*What you should do:*
Give the listing again character for character, but drop the images.

*Materials provided:*
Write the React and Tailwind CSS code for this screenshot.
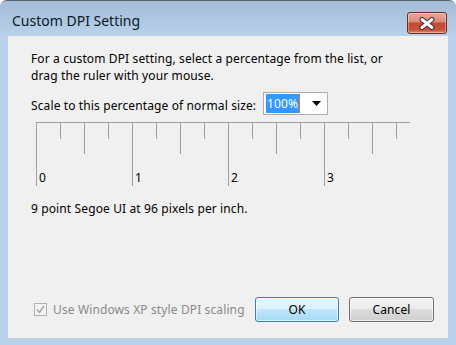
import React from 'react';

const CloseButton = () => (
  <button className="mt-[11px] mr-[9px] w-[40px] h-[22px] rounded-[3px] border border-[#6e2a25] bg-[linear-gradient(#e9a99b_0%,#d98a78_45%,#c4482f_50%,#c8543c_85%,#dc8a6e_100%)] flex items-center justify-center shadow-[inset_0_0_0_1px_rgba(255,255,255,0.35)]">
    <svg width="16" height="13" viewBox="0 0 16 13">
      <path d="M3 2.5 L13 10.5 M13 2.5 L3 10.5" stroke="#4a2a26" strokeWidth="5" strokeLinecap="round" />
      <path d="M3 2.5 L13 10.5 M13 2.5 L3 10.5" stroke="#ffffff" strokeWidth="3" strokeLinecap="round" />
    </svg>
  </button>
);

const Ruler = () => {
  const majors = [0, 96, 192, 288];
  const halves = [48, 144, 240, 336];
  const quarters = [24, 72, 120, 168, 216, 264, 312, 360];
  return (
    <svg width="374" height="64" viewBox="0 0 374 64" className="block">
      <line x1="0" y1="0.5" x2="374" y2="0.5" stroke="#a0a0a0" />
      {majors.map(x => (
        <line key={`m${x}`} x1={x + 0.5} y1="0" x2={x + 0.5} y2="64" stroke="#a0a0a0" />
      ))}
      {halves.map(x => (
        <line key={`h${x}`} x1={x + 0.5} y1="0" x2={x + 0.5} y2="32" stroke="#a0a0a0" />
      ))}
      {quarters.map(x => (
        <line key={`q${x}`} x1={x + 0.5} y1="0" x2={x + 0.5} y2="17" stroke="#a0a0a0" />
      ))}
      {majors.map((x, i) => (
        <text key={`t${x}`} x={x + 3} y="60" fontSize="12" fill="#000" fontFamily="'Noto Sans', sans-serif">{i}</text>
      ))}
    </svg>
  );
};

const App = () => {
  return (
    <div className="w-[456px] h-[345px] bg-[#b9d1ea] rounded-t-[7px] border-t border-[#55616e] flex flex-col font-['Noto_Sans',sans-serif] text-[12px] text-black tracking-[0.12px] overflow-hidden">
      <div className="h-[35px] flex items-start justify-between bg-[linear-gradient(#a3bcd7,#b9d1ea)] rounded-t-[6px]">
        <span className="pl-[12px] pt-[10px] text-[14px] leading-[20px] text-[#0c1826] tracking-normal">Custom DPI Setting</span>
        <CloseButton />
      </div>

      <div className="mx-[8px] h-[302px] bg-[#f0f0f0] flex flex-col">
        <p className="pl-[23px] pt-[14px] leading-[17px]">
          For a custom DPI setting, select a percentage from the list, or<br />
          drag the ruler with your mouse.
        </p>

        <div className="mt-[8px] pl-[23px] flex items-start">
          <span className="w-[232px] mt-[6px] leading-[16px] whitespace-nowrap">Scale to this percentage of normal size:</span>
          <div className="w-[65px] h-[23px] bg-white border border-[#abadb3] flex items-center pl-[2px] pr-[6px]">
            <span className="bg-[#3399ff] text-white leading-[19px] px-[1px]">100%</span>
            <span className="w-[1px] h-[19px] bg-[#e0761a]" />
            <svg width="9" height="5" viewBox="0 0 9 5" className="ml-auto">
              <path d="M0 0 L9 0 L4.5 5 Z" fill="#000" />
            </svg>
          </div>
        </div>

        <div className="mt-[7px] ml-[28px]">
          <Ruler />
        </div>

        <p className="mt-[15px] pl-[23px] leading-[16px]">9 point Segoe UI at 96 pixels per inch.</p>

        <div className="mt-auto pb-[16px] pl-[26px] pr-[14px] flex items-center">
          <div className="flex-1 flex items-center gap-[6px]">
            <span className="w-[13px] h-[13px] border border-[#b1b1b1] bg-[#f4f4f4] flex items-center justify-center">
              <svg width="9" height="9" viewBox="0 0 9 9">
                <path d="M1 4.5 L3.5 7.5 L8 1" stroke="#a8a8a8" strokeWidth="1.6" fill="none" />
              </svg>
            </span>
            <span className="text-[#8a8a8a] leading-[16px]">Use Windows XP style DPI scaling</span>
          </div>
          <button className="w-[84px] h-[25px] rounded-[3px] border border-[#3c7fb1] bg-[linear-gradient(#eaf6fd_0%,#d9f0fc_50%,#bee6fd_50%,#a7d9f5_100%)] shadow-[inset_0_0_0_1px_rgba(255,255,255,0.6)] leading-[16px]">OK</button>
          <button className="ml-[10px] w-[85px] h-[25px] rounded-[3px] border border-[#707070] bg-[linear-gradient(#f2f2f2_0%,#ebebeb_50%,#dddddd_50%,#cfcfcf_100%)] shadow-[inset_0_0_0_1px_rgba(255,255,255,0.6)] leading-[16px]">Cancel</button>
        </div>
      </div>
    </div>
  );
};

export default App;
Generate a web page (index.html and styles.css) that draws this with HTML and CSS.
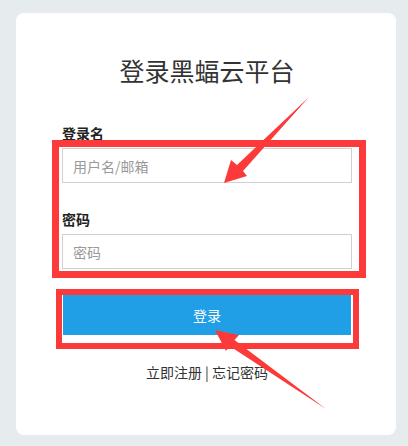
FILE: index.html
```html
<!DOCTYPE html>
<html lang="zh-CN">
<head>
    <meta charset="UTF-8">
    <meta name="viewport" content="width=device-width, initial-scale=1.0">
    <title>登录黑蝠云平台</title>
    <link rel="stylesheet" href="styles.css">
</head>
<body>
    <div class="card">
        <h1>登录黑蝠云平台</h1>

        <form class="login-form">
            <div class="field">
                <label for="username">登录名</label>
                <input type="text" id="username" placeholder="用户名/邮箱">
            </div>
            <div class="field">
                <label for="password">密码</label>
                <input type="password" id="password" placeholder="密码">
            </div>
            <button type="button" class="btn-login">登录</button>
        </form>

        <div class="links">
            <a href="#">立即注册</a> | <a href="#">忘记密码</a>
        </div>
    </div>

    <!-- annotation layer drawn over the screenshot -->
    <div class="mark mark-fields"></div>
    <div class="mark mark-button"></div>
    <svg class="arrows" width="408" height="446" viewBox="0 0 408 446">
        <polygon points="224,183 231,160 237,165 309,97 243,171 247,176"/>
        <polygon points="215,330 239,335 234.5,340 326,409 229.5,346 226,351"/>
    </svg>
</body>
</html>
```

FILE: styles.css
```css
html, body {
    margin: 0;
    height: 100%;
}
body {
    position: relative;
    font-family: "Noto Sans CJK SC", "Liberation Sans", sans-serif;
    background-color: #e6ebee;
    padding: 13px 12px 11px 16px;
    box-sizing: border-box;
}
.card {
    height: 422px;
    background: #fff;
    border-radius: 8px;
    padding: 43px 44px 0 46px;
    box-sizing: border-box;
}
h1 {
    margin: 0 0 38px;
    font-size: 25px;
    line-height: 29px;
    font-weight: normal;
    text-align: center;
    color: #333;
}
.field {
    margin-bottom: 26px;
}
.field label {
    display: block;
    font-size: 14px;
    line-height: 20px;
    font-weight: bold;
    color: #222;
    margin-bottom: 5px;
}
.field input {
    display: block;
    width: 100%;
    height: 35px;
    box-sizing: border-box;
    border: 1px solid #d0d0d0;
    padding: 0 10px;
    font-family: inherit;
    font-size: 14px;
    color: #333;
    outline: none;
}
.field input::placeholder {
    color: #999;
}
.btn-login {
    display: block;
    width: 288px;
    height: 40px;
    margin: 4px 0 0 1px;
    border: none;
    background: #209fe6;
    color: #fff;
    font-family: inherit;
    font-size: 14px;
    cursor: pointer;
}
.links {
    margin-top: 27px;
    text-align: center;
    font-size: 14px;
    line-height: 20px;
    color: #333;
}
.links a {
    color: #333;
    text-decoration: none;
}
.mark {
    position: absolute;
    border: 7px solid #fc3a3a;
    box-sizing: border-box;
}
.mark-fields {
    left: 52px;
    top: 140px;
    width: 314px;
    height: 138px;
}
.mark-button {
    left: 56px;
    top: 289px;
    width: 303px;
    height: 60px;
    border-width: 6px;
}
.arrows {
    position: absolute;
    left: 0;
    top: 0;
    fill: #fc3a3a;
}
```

*Result for this task:*
Write the React and Tailwind CSS code for this screenshot.
import React from 'react';

const CloseButton = () => (
  <button className="mt-[11px] mr-[9px] w-[40px] h-[22px] rounded-[3px] border border-[#6e2a25] bg-[linear-gradient(#e9a99b_0%,#d98a78_45%,#c4482f_50%,#c8543c_85%,#dc8a6e_100%)] flex items-center justify-center shadow-[inset_0_0_0_1px_rgba(255,255,255,0.35)]">
    <svg width="16" height="13" viewBox="0 0 16 13">
      <path d="M3 2.5 L13 10.5 M13 2.5 L3 10.5" stroke="#4a2a26" strokeWidth="5" strokeLinecap="round" />
      <path d="M3 2.5 L13 10.5 M13 2.5 L3 10.5" stroke="#ffffff" strokeWidth="3" strokeLinecap="round" />
    </svg>
  </button>
);

const Ruler = () => {
  const majors = [0, 96, 192, 288];
  const halves = [48, 144, 240, 336];
  const quarters = [24, 72, 120, 168, 216, 264, 312, 360];
  return (
    <svg width="374" height="64" viewBox="0 0 374 64" className="block">
      <line x1="0" y1="0.5" x2="374" y2="0.5" stroke="#a0a0a0" />
      {majors.map(x => (
        <line key={`m${x}`} x1={x + 0.5} y1="0" x2={x + 0.5} y2="64" stroke="#a0a0a0" />
      ))}
      {halves.map(x => (
        <line key={`h${x}`} x1={x + 0.5} y1="0" x2={x + 0.5} y2="32" stroke="#a0a0a0" />
      ))}
      {quarters.map(x => (
        <line key={`q${x}`} x1={x + 0.5} y1="0" x2={x + 0.5} y2="17" stroke="#a0a0a0" />
      ))}
      {majors.map((x, i) => (
        <text key={`t${x}`} x={x + 3} y="60" fontSize="12" fill="#000" fontFamily="'Noto Sans', sans-serif">{i}</text>
      ))}
    </svg>
  );
};

const App = () => {
  return (
    <div className="w-[456px] h-[345px] bg-[#b9d1ea] rounded-t-[7px] border-t border-[#55616e] flex flex-col font-['Noto_Sans',sans-serif] text-[12px] text-black tracking-[0.12px] overflow-hidden">
      <div className="h-[35px] flex items-start justify-between bg-[linear-gradient(#a3bcd7,#b9d1ea)] rounded-t-[6px]">
        <span className="pl-[12px] pt-[10px] text-[14px] leading-[20px] text-[#0c1826] tracking-normal">Custom DPI Setting</span>
        <CloseButton />
      </div>

      <div className="mx-[8px] h-[302px] bg-[#f0f0f0] flex flex-col">
        <p className="pl-[23px] pt-[14px] leading-[17px]">
          For a custom DPI setting, select a percentage from the list, or<br />
          drag the ruler with your mouse.
        </p>

        <div className="mt-[8px] pl-[23px] flex items-start">
          <span className="w-[232px] mt-[6px] leading-[16px] whitespace-nowrap">Scale to this percentage of normal size:</span>
          <div className="w-[65px] h-[23px] bg-white border border-[#abadb3] flex items-center pl-[2px] pr-[6px]">
            <span className="bg-[#3399ff] text-white leading-[19px] px-[1px]">100%</span>
            <span className="w-[1px] h-[19px] bg-[#e0761a]" />
            <svg width="9" height="5" viewBox="0 0 9 5" className="ml-auto">
              <path d="M0 0 L9 0 L4.5 5 Z" fill="#000" />
            </svg>
          </div>
        </div>

        <div className="mt-[7px] ml-[28px]">
          <Ruler />
        </div>

        <p className="mt-[15px] pl-[23px] leading-[16px]">9 point Segoe UI at 96 pixels per inch.</p>

        <div className="mt-auto pb-[16px] pl-[26px] pr-[14px] flex items-center">
          <div className="flex-1 flex items-center gap-[6px]">
            <span className="w-[13px] h-[13px] border border-[#b1b1b1] bg-[#f4f4f4] flex items-center justify-center">
              <svg width="9" height="9" viewBox="0 0 9 9">
                <path d="M1 4.5 L3.5 7.5 L8 1" stroke="#a8a8a8" strokeWidth="1.6" fill="none" />
              </svg>
            </span>
            <span className="text-[#8a8a8a] leading-[16px]">Use Windows XP style DPI scaling</span>
          </div>
          <button className="w-[84px] h-[25px] rounded-[3px] border border-[#3c7fb1] bg-[linear-gradient(#eaf6fd_0%,#d9f0fc_50%,#bee6fd_50%,#a7d9f5_100%)] shadow-[inset_0_0_0_1px_rgba(255,255,255,0.6)] leading-[16px]">OK</button>
          <button className="ml-[10px] w-[85px] h-[25px] rounded-[3px] border border-[#707070] bg-[linear-gradient(#f2f2f2_0%,#ebebeb_50%,#dddddd_50%,#cfcfcf_100%)] shadow-[inset_0_0_0_1px_rgba(255,255,255,0.6)] leading-[16px]">Cancel</button>
        </div>
      </div>
    </div>
  );
};

export default App;
Generate a web page (index.html and styles.css) that draws this with HTML and CSS.
FILE: index.html
```html
<!DOCTYPE html>
<html lang="zh-CN">
<head>
    <meta charset="UTF-8">
    <meta name="viewport" content="width=device-width, initial-scale=1.0">
    <title>登录黑蝠云平台</title>
    <link rel="stylesheet" href="styles.css">
</head>
<body>
    <div class="card">
        <h1>登录黑蝠云平台</h1>

        <form class="login-form">
            <div class="field">
                <label for="username">登录名</label>
                <input type="text" id="username" placeholder="用户名/邮箱">
            </div>
            <div class="field">
                <label for="password">密码</label>
                <input type="password" id="password" placeholder="密码">
            </div>
            <button type="button" class="btn-login">登录</button>
        </form>

        <div class="links">
            <a href="#">立即注册</a> | <a href="#">忘记密码</a>
        </div>
    </div>

    <!-- annotation layer drawn over the screenshot -->
    <div class="mark mark-fields"></div>
    <div class="mark mark-button"></div>
    <svg class="arrows" width="408" height="446" viewBox="0 0 408 446">
        <polygon points="224,183 231,160 237,165 309,97 243,171 247,176"/>
        <polygon points="215,330 239,335 234.5,340 326,409 229.5,346 226,351"/>
    </svg>
</body>
</html>
```

FILE: styles.css
```css
html, body {
    margin: 0;
    height: 100%;
}
body {
    position: relative;
    font-family: "Noto Sans CJK SC", "Liberation Sans", sans-serif;
    background-color: #e6ebee;
    padding: 13px 12px 11px 16px;
    box-sizing: border-box;
}
.card {
    height: 422px;
    background: #fff;
    border-radius: 8px;
    padding: 43px 44px 0 46px;
    box-sizing: border-box;
}
h1 {
    margin: 0 0 38px;
    font-size: 25px;
    line-height: 29px;
    font-weight: normal;
    text-align: center;
    color: #333;
}
.field {
    margin-bottom: 26px;
}
.field label {
    display: block;
    font-size: 14px;
    line-height: 20px;
    font-weight: bold;
    color: #222;
    margin-bottom: 5px;
}
.field input {
    display: block;
    width: 100%;
    height: 35px;
    box-sizing: border-box;
    border: 1px solid #d0d0d0;
    padding: 0 10px;
    font-family: inherit;
    font-size: 14px;
    color: #333;
    outline: none;
}
.field input::placeholder {
    color: #999;
}
.btn-login {
    display: block;
    width: 288px;
    height: 40px;
    margin: 4px 0 0 1px;
    border: none;
    background: #209fe6;
    color: #fff;
    font-family: inherit;
    font-size: 14px;
    cursor: pointer;
}
.links {
    margin-top: 27px;
    text-align: center;
    font-size: 14px;
    line-height: 20px;
    color: #333;
}
.links a {
    color: #333;
    text-decoration: none;
}
.mark {
    position: absolute;
    border: 7px solid #fc3a3a;
    box-sizing: border-box;
}
.mark-fields {
    left: 52px;
    top: 140px;
    width: 314px;
    height: 138px;
}
.mark-button {
    left: 56px;
    top: 289px;
    width: 303px;
    height: 60px;
    border-width: 6px;
}
.arrows {
    position: absolute;
    left: 0;
    top: 0;
    fill: #fc3a3a;
}
```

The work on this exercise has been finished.